When I'll be back from the week-end, I'll give it a try.  :P

Thanks Clive for your patience  :U

Frank
Mind is like a parachute. You know what to do in order to use it :-)

jj2007

Something short and crispy?

include \masm32\include\masm32rt.inc

.data
TheString db "zyxwvutsrqponmlkjihgfedcba", 0

.code
start: push offset TheString
call RevString
print "abcdefghijklmnopqrstuvwxyz", 13, 10 ; for comparison
print offset TheString
getkey
exit

RevString proc
push esi
push edi
mov esi, [esp+4+8]
mov edi, esi
add edi, len(edi) ; you must know the end of the string
shr eax, 3 ; len div 8 - we use dwords and meet in the middle
je @F
.Repeat
sub edi, 4
mov ecx, [esi]
mov edx, [edi]
bswap ecx
bswap edx
mov [edi], ecx
mov [esi], edx
add esi, 4
dec eax
.Until Zero?
@@: dec edi
cmp edi, esi
jbe @F
movzx eax, byte ptr [esi]
movzx edx, byte ptr [edi]
mov [esi], dl
mov [edi], al
inc esi
jmp @B
@@:
pop edi
pop esi
ret 4
RevString endp
end start

hutch--

Frank,

Have a look at the masm32 library source file szRev.asm.
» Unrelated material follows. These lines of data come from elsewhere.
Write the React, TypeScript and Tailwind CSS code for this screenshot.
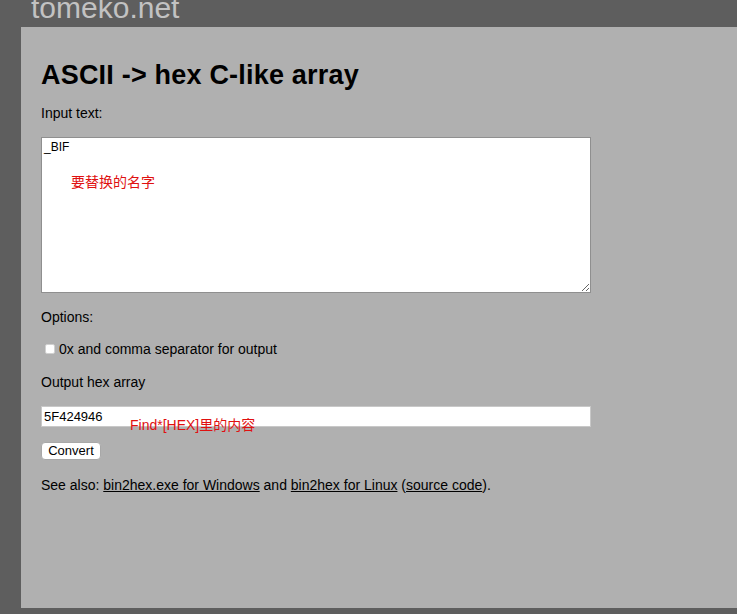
export default function App() {
  const font = { fontFamily: '"Liberation Sans", Arial, "Noto Sans CJK SC", sans-serif' };
  return (
    <div
      className="flex h-[614px] w-[737px] flex-col overflow-hidden bg-[#5e5e5e] font-['Liberation_Sans','Noto_Sans_CJK_SC',sans-serif]"
    >
      {/* site header, title is cut off at the top */}
      <div className="h-[27px] shrink-0 overflow-hidden pl-[31px]">
        <div className="-mt-[7px] text-[30px] leading-[30px] text-[#c2c2c2]">tomeko.net</div>
      </div>

      <div className="ml-[21px] mb-[6px] flex-1 bg-[#b0b0b0] pl-[20px] pt-[33px] text-[14px] text-black">
        <h1 className="text-[27px] font-bold leading-[30px] tracking-[0.2px]">ASCII -&gt; hex C-like array</h1>

        <p className="mt-[15px] leading-[16px]">Input text:</p>

        <div className="relative mt-[16px] w-[550px]">
          <textarea
            readOnly
            defaultValue="_BIF"
            className="block h-[156px] w-[550px] resize border border-[#8f8f8f] bg-white px-[2px] py-[2px] text-[12px] leading-[15px] text-black"
            style={font}
          />
          <span className="absolute left-[30px] top-[35px] text-[14px] text-[#e01010]">要替换的名字</span>
        </div>

        <p className="mt-[16px] leading-[16px]">Options:</p>

        <label className="mt-[16px] flex items-center leading-[16px]">
          <span className="ml-[4px] mr-[4px] inline-block h-[10px] w-[10px] rounded-[2px] border border-[#d0d0d0] bg-white" />
          0x and comma separator for output
        </label>

        <p className="mt-[17px] leading-[16px]">Output hex array</p>

        <div className="relative mt-[16px] w-[550px]">
          <input
            readOnly
            value="5F424946"
            className="block h-[21px] w-[550px] border border-[#c8c8c8] bg-white px-[2px] text-[13px] text-black outline-none"
            style={font}
          />
          <span className="absolute left-[89px] top-[11px] text-[14px] leading-[16px] text-[#e01010]">Find*[HEX]里的内容</span>
        </div>

        <button className="mt-[15px] block h-[18px] w-[60px] rounded-[4px] border border-[#a8a8a8] bg-white text-[13px] leading-[14px] text-black">
          Convert
        </button>

        <p className="mt-[17px] leading-[16px]">
          See also: <a className="underline">bin2hex.exe for Windows</a> and{" "}
          <a className="underline">bin2hex for Linux</a> (<a className="underline">source code</a>).
        </p>
      </div>
    </div>
  );
}
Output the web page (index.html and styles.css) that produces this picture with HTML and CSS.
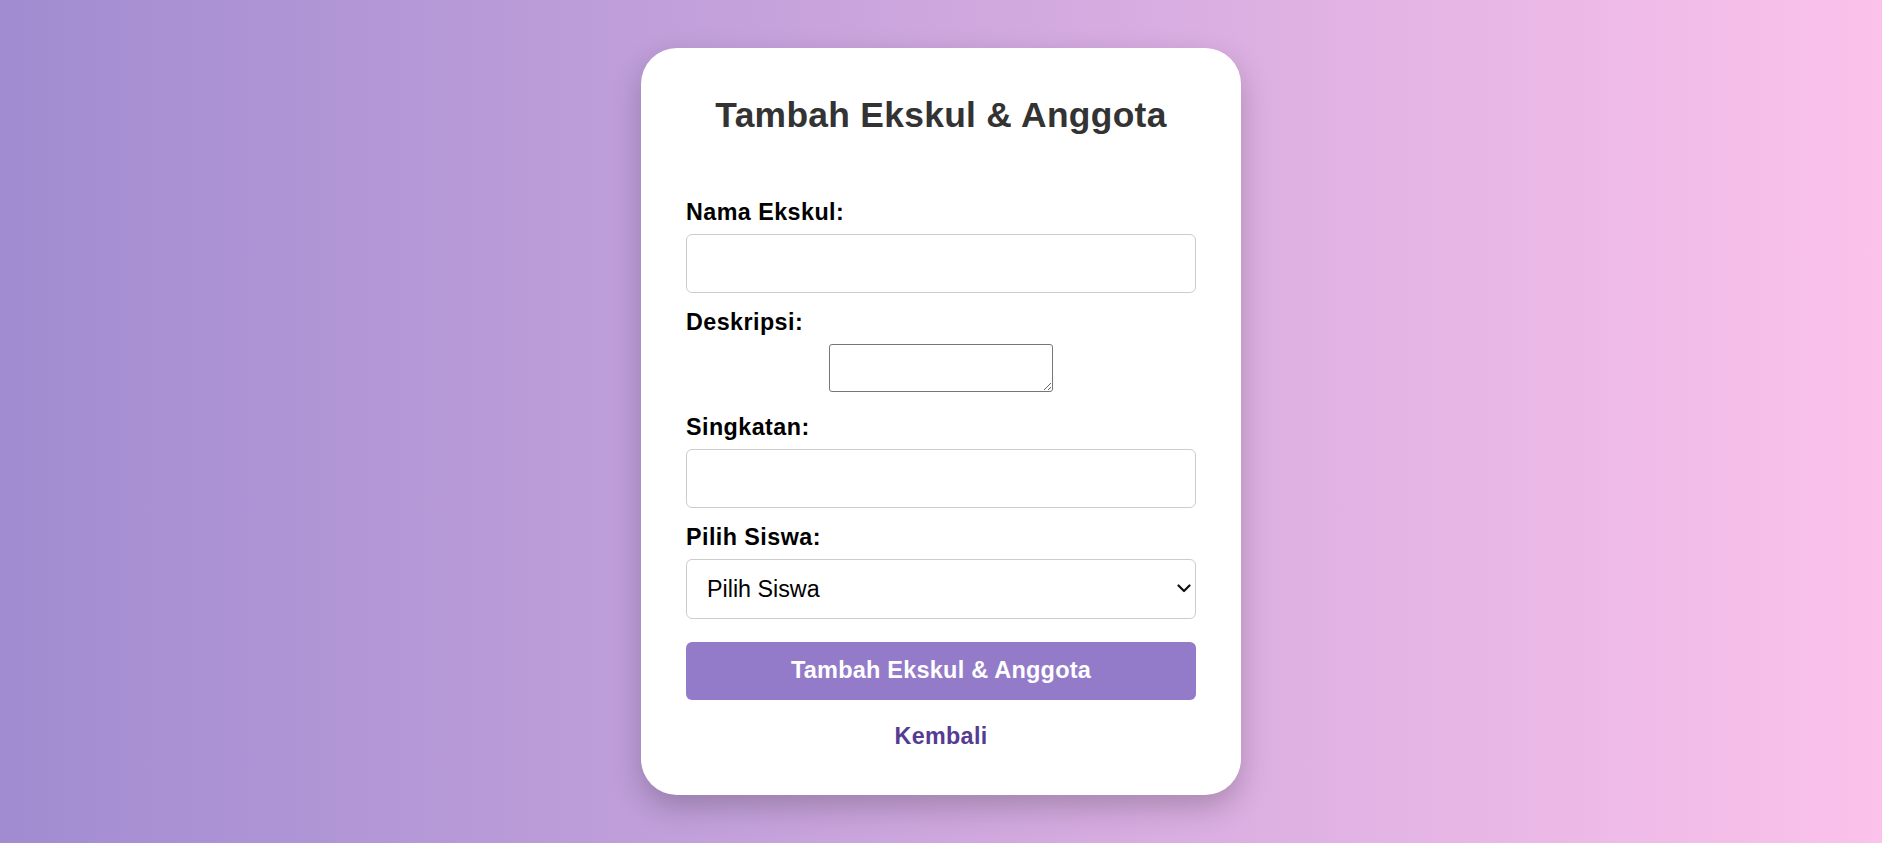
FILE: index.html
```html
<!DOCTYPE html>
<html lang="id">
<head>
<meta charset="utf-8">
<title>Tambah Ekskul &amp; Anggota</title>
<link rel="stylesheet" href="styles.css">
</head>
<body>
  <div class="card">
    <h2 class="title">Tambah Ekskul &amp; Anggota</h2>
    <form class="form">
      <label class="label" for="nama">Nama Ekskul:</label>
      <input class="field" id="nama" type="text">

      <label class="label" for="deskripsi">Deskripsi:</label>
      <textarea class="textarea" id="deskripsi"></textarea>

      <label class="label" for="singkatan">Singkatan:</label>
      <input class="field" id="singkatan" type="text">

      <label class="label" for="siswa">Pilih Siswa:</label>
      <div class="select-wrap">
        <select class="select" id="siswa">
          <option>Pilih Siswa</option>
        </select>
        <svg class="select-arrow" width="14" height="10" viewBox="0 0 14 10" aria-hidden="true">
          <path d="M1.5 2.5 L7 8 L12.5 2.5" fill="none" stroke="#111" stroke-width="2.2" stroke-linecap="round" stroke-linejoin="round"/>
        </svg>
      </div>

      <button class="btn" type="button">Tambah Ekskul &amp; Anggota</button>
    </form>
    <a class="back" href="#">Kembali</a>
  </div>
</body>
</html>
```
FILE: styles.css
```css
html, body {
  margin: 0;
  padding: 0;
}

body {
  height: 100vh;
  display: flex;
  align-items: center;
  justify-content: center;
  background: linear-gradient(to right, #a18cd1, #fbc2eb);
  font-family: "Liberation Sans", Arial, sans-serif;
}

.card {
  box-sizing: border-box;
  width: 600px;
  padding: 45px;
  background: #fff;
  border-radius: 36px;
  box-shadow: 0 12px 30px rgba(0, 0, 0, 0.22);
  display: flex;
  flex-direction: column;
}

.title {
  margin: 2px 0 62.5px;
  font-size: 35.4px;
  font-weight: bold;
  color: #333;
  text-align: center;
  line-height: normal;
  letter-spacing: 0.3px;
}

.form {
  display: flex;
  flex-direction: column;
  margin: 0;
}

.label {
  display: block;
  font-size: 23.3px;
  font-weight: bold;
  color: #000;
  line-height: normal;
  margin-bottom: 8px;
  letter-spacing: 0.45px;
}

.field {
  box-sizing: border-box;
  height: 59px;
  width: 100%;
  margin: 0 0 16.5px;
  padding: 0 20px;
  border: 1px solid #ccc;
  border-radius: 6px;
  font-family: inherit;
  font-size: 23.3px;
  background: #fff;
}

.textarea {
  box-sizing: border-box;
  display: block;
  width: 224px;
  height: 47.5px;
  margin: 0 auto 21.8px;
  border: 1px solid #767676;
  border-radius: 3px;
  padding: 2px;
  font-family: "Liberation Mono", monospace;
  font-size: 16px;
}

.select-wrap {
  position: relative;
  margin-bottom: 23.4px;
}

.select {
  box-sizing: border-box;
  display: block;
  width: 100%;
  height: 59.6px;
  padding: 0 40px 0 20px;
  border: 1px solid #ccc;
  border-radius: 6px;
  background: #fff;
  color: #000;
  font-family: inherit;
  font-size: 23.3px;
  -webkit-appearance: none;
  appearance: none;
}

.select-arrow {
  position: absolute;
  right: 5px;
  top: 24px;
  pointer-events: none;
}

.btn {
  box-sizing: border-box;
  width: 100%;
  height: 57.6px;
  margin: 0 0 23.2px;
  border: none;
  border-radius: 6px;
  background: #937bc9;
  color: #fff;
  font-family: inherit;
  font-size: 23.5px;
  font-weight: bold;
  letter-spacing: 0.22px;
  cursor: pointer;
}

.back {
  align-self: center;
  font-size: 23.3px;
  font-weight: bold;
  color: #553b91;
  text-decoration: none;
  line-height: normal;
  letter-spacing: 0.35px;
}
```
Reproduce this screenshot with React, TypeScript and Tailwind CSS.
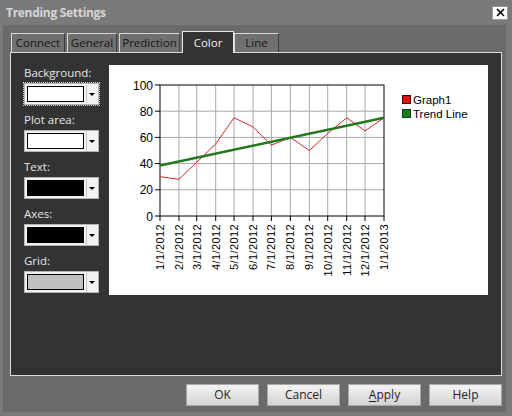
const tabs = [
  { label: 'Connect', w: 'w-[54px]' },
  { label: 'General', w: 'w-[50px]' },
  { label: 'Prediction', w: 'w-[61px]' },
  { label: 'Color', w: 'w-[52px]', active: true },
  { label: 'Line', w: 'w-[45px]' },
];

const pickers = [
  { label: 'Background:', swatch: 'bg-white', focused: true },
  { label: 'Plot area:', swatch: 'bg-white' },
  { label: 'Text:', swatch: 'bg-black' },
  { label: 'Axes:', swatch: 'bg-black' },
  { label: 'Grid:', swatch: 'bg-[#c0c0c0]' },
];

// days from 1/1/2012, value
const points: [string, number, number][] = [
  ['1/1/2012', 0, 30],
  ['2/1/2012', 31, 28],
  ['3/1/2012', 60, 41],
  ['4/1/2012', 91, 55],
  ['5/1/2012', 121, 75],
  ['6/1/2012', 152, 68],
  ['7/1/2012', 182, 54],
  ['8/1/2012', 213, 60],
  ['9/1/2012', 244, 50],
  ['10/1/2012', 274, 63],
  ['11/1/2012', 305, 75],
  ['12/1/2012', 335, 65],
  ['1/1/2013', 366, 75],
];

const X0 = 51;
const X1 = 275;
const Y0 = 151;
const sx = (d: number) => X0 + (d / 366) * (X1 - X0);
const sy = (v: number) => Y0 - v * 1.31;

function Chart() {
  const red = points.map(([, d, v]) => `${sx(d)},${sy(v)}`).join(' ');
  return (
    <svg width="379" height="230" className="block" style={{ fontFamily: '"Liberation Sans", Arial, sans-serif' }}>
      {/* grid */}
      {points.slice(1, -1).map(([l, d]) => (
        <line key={l} x1={sx(d)} x2={sx(d)} y1={sy(100)} y2={Y0} stroke="#a8a8a8" strokeWidth="1" />
      ))}
      {[20, 40, 60, 80].map((v) => (
        <line key={v} x1={X0} x2={X1} y1={sy(v)} y2={sy(v)} stroke="#a8a8a8" strokeWidth="1" />
      ))}
      <rect x={X0} y={sy(100)} width={X1 - X0} height={Y0 - sy(100)} fill="none" stroke="#000" strokeWidth="1" />
      {/* ticks and y labels */}
      {[0, 20, 40, 60, 80, 100].map((v) => (
        <g key={v}>
          <line x1={X0 - 5} x2={X0} y1={sy(v)} y2={sy(v)} stroke="#000" />
          <text x={X0 - 7} y={sy(v) + 4.5} fontSize="12" textAnchor="end" fill="#000">
            {v}
          </text>
        </g>
      ))}
      {points.map(([l, d]) => (
        <g key={l}>
          <line x1={sx(d)} x2={sx(d)} y1={Y0} y2={Y0 + 5} stroke="#000" />
          <text
            x={0}
            y={0}
            fontSize="11"
            letterSpacing="0.4"
            textAnchor="end"
            fill="#000"
            transform={`translate(${sx(d) + 4},${Y0 + 8}) rotate(-90)`}
          >
            {l}
          </text>
        </g>
      ))}
      <polyline points={red} fill="none" stroke="#d02828" strokeWidth="1" />
      <line x1={sx(0)} y1={sy(38.5)} x2={sx(366)} y2={sy(75)} stroke="#23781e" strokeWidth="2.5" />
      {/* legend */}
      <rect x="293.5" y="30.5" width="8" height="8" fill="#e01010" stroke="#400" />
      <text x="304" y="39" fontSize="11.5" fill="#000">Graph1</text>
      <rect x="293.5" y="44.5" width="8" height="8" fill="#1e7a1e" stroke="#042" />
      <text x="304" y="53" fontSize="11.5" fill="#000">Trend Line</text>
    </svg>
  );
}

function ColorPicker({ swatch, focused }: { swatch: string; focused?: boolean }) {
  return (
    <div className={`w-[75px] ${focused ? 'outline outline-1 outline-dotted outline-offset-0 outline-[#d0d0d0]' : ''}`}>
      <div className="flex h-[22px] w-[75px] items-center border border-[#b4b4b4] bg-[#f2f2f2] pl-[2px] pr-[1px]">
        <div className={`h-[16px] w-[57px] border border-black ${swatch}`} />
        <div className="ml-[2px] h-[18px] w-px bg-[#c4c4c4]" />
        <div className="flex flex-1 justify-center pt-[1px]">
          <div className="h-0 w-0 border-x-[3px] border-t-[3px] border-x-transparent border-t-black" />
        </div>
      </div>
    </div>
  );
}

export default function App() {
  return (
    <div
      className="flex h-[416px] w-[512px] flex-col bg-[#7a7a7a] text-[11.5px]"
      style={{ fontFamily: '"Open Sans", "Noto Sans", sans-serif' }}
    >
      <div className="flex h-[25px] shrink-0 items-center justify-between pl-[6px] pr-[4px]">
        <span className="text-[12px] font-bold tracking-[-0.3px] text-[#d6d6d6]">Trending Settings</span>
        <div className="flex h-[14px] w-[16px] items-center justify-center border border-[#9a9a9a] bg-white">
          <svg width="9" height="9" viewBox="0 0 9 9">
            <path d="M1 1 L8 8 M8 1 L1 8" stroke="#000" strokeWidth="1.6" />
          </svg>
        </div>
      </div>
      <div className="mb-[4px] ml-[3px] mr-[6px] flex flex-1 flex-col bg-[#6a6a6a] pl-[7px] pr-[4px] pt-[7px]">
        <div className="flex h-[20px] items-end pl-px">
          {tabs.map((t) =>
            t.active ? (
              <div
                key={t.label}
                className={`${t.w} relative z-10 -mb-px flex h-[22px] items-center justify-center border border-b-0 border-[#e8e8e8] bg-[#333333] pt-[1px] text-[#f0f0f0]`}
              >
                {t.label}
              </div>
            ) : (
              <div
                key={t.label}
                className={`${t.w} mr-[2px] flex h-[19px] items-center justify-center border border-b-0 border-l-[#d8d8d8] border-r-[#3c3c3c] border-t-[#d8d8d8] bg-[#707070] text-[#151515]`}
              >
                {t.label}
              </div>
            ),
          )}
        </div>
        <div className="flex h-[324px] border border-[#dcdcdc] bg-[#333333] pl-[13px] pt-[12px]">
          <div className="flex w-[75px] flex-col gap-[7px]">
            {pickers.map((p) => (
              <div key={p.label} className="flex flex-col gap-[3px]">
                <div className="h-[15px] leading-[15px] text-[#e6e6e6]">{p.label}</div>
                <ColorPicker swatch={p.swatch} focused={p.focused} />
              </div>
            ))}
          </div>
          <div className="ml-[10px] h-[230px] w-[379px] bg-white">
            <Chart />
          </div>
        </div>
        <div className="mt-[8px] flex justify-end gap-[8px]">
          {['OK', 'Cancel', 'Apply', 'Help'].map((b) => (
            <button
              key={b}
              className="h-[22px] w-[73px] border border-[#a8a8a8] bg-gradient-to-b from-[#f4f4f4] to-[#d4d4d4] text-[12px] text-[#1e1e1e]"
            >
              {b === 'Apply' ? (
                <>
                  <span className="underline underline-offset-2">A</span>pply
                </>
              ) : (
                b
              )}
            </button>
          ))}
        </div>
      </div>
    </div>
  );
}
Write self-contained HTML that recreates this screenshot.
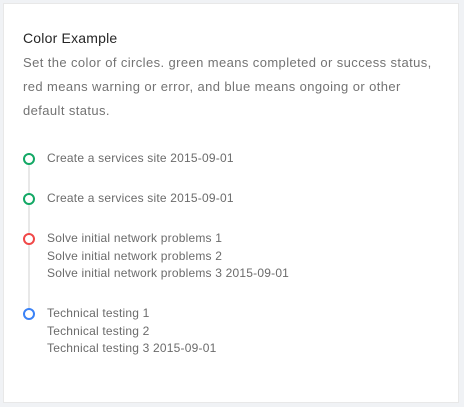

It swaps pairs from opposite ends until it reaches the middle. It seems to run OK.
Download site for MASM32      New MASM Forum
https://masm32.com          https://masm32.com/board/index.php

jj2007

Celeron M:
217     cycles for RevString
.sogla gnitset sa hcus ,sesoprup fo yteirav a rof sevres taht ,gnol sretcarahc 001 ,gnirts a si sihT
377     cycles for szRev
This is a string, 100 characters long, that serves for a variety of purposes, such as testing algos.
:thumbu

dedndave

a little modification on Jochen's code   :P
i don't know if it'll make a big difference - lol
what is slowing us down is mis-aligned dword accesses - there's probably no good way around that
;-----------------------------------------------------------------------------------------------

RevStr  proc

        push    edi
        push    esi
        mov     edi,[esp+4+8]
        mov     esi,edi
        add     edi,len(edi)                ; you must know the end of the string
        shr     eax,3                       ; len div 8 - we use dwords and meet in the middle
        jz      RevSt2

RevSt0: sub     edi,4
        mov     ecx,[esi]
        mov     edx,[edi]
        bswap   ecx
        bswap   edx
        mov     [edi],ecx
        mov     [esi],edx
        dec     eax
        lea     esi,[esi+4]
        jnz     RevSt0

        jmp short RevSt2

RevSt1: movzx   edx,byte ptr [edi]
        movzx   eax,byte ptr [esi]
        mov     [esi],dl
        mov     [edi],al
        inc     esi

RevSt2: dec     edi
        cmp     edi,esi
        ja      RevSt1

        pop     esi
        pop     edi
        ret     4

RevStr  endp

;-----------------------------------------------------------------------------------------------


jj2007

Quote from: dedndave on May 21, 2010, 06:09:45 PM
oops

? ::)

223     cycles for RevString
..sogla ym gnitset sa hcus ,s
207     cycles for RevString2
This is a string, 100 charact
224     cycles for RevStr
..sogla ym gnitset sa hcus ,s
380     cycles for szRev
This is a string, 100 charact

Sizes:
64      RevString
64      RevString2
65      RevStr
72      szRev


I guess RevString2 will make it into the MasmBasic library :bg

By the way: The Masm32 lib szRev triggers an exception for string lens below 2, so you better check for the len before using it.